Pull Request Guidelines¶
Before you submit a pull request, check that it meets these guidelines:
- The pull request should include tests.
- If the pull request adds functionality, the docs should be updated. Put your new functionality into a function with a docstring, and add the feature to the list in README.rst.
- The pull request should work for Python 2.6, 2.7, 3.3, and 3.4, and for PyPy. Check https://travis-ci.org/jaddison/django-simple-elasticsearch/pull_requests and make sure that the tests pass for all supported Python versions.
Credits¶
Development Lead¶
- James Addison <addi00+github.com@gmail.com>
Contributors¶
None yet. Why not be the first?
History¶
2.2.0 (2017-07-17)¶
- Addressing inability to index models with a non-integer PK field (ie. UUIDField) - added ability to order bulk queryset on an arbitrary model field.
2.1.7 (2017-03-21)¶
- Allowing direct access (again) to underlying dict/list in Result and Response classes for serialization and other purposes.
2.1.5 (2017-03-20)¶
- Response class is now MutableSequence based, giving it the properties of a list. Its results attribute is deprecated, as you can now iterate over the results with the response instance itself.
- Result class results_meta is deprecated. Use meta instead.
- get_from_es_or_None now returns a Result object instead of the raw Elasticsearch result, for consistency.
- get_from_es_or_None now catches only the Elasticsearch NotFoundError exception; previously it caught the more expansive ElasticsearchException, which could hide unrelated errors/issues.
2.1.4 (2017-03-12)¶
- Result class is now MutableMapping based, giving it the properties of a dict.

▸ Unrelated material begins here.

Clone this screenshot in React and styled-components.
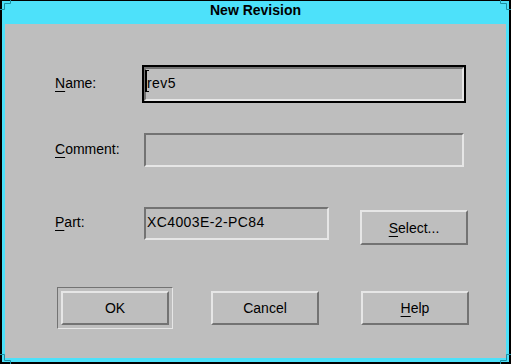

Its data attribute is deprecated.
2.1.3 (2017-03-11)¶
- Minor changes to enable support for elasticsearch-py 5.x.
2.1.0 (2017-03-10)¶
- Addressing a packaging problem which erroneously included pyc/__pycache__ files.
2.0.0 (2016-12-20)¶
- ALERT: this is a backwards incompatible release; the old 1.x (formerly `0.9.x`+) code is maintained on a separate branch for now.
- Added support for Django 1.10.
- Ported delete/cleanup functionality from 1.x.
- Removed support for Django versions older than 1.8. The goal going forward will be to only support Django versions that the Django core team lists as supported.
- Removed elasticsearch-dsl support: responses and results are now represented by simpler internal representations; queries can ONLY be done via a dict form.
- Removed ElasticsearchForm - it is easy enough to build a form to validate search input and then form a query dict manually.
- Renamed ElasticsearchIndexMixin to ElasticsearchTypeMixin, seeing as the mixin represented an ES type mapping, not an actual index.
- Renamed ElasticsearchProcessor to SimpleSearch.
- Overall, this module has been greatly simplified.
1.0.0 (2016-12-20)¶
- Updated 0.9.x codebase version to 1.0.0.
- Reversed decision on the deprecation of the 0.9.x codebase - it will be maintained in this new 1.x branch, although new functionality will mostly occur on newer releases.
- Adding cleanup command to remove unaliased indices.
- Added ELASTICSEARCH_DELETE_OLD_INDEXES setting to auto-remove after a rebuild.
- Thanks to Github user @jimjkelly for the index removal inspiration.
0.9.16 (2015-04-24)¶
- Addressing Django 1.8 warnings.
0.9.15 (2015-01-31)¶
- BUGFIX: Merging pull request from @key that addresses Python 3 support (management command now works).
0.9.14 (2015-01-31)¶
- BUGFIX: Adding in missing signals.py file.
0.9.13 (2015-01-30)¶
- Added in new post_indices_create and post_indices_rebuild signals to allow users to run actions at various points during the index creation and bulk indexing processes.
0.9.12 (2014-12-17)¶
- fixed an issue where per-item request parameters were being added to the bulk data request JSON incorrectly. Tests updated.
0.9.11 (2014-12-08)¶
- added warning if Django’s DEBUG=True (causes out of memory errors on constrained systems due to Django query caching)
- added index setting modification on rebuilding indices to remove replicas, lucene segment merging and disabling the refresh interval - restoring the original settings afterwards.
0.9.10 (2014-12-04)¶
- added page and page_size validation in add_search()
0.9.9 (2014-11-24)¶
- Renamed search form related classes - more breaking changes. Added in support for Django’s pagination classes (internal hack).
0.9.8 (2014-11-23)¶
- Revamped search form related classes - includes breaking changes.
0.9.7 (2014-11-16)¶
- Python3 supported mentioned in PyPi categorization; new testcases added. Minor interface change (added @classmethod).
0.9.6 (2014-11-16)¶
- Python 3.3+ support, modified (no new) testcases.
0.9.5 (2014-11-15)¶
- Added in tox support, initial set of test cases and verified travis-ci is working.
0.9.2 (2014-11-12)¶
- Fixed broken management command.
0.9.1 (2014-11-10)¶
- Added missing management command module.
0.9.0 (2014-11-10)¶
- In what will become version 1.0, this 0.9.x codebase is a revamp of the original codebase (v0.5.x). Completely breaking over previous versions.
0.5.0 (2014-03-05)¶
Final release in 0.x codebase - this old codebase is now unmaintained.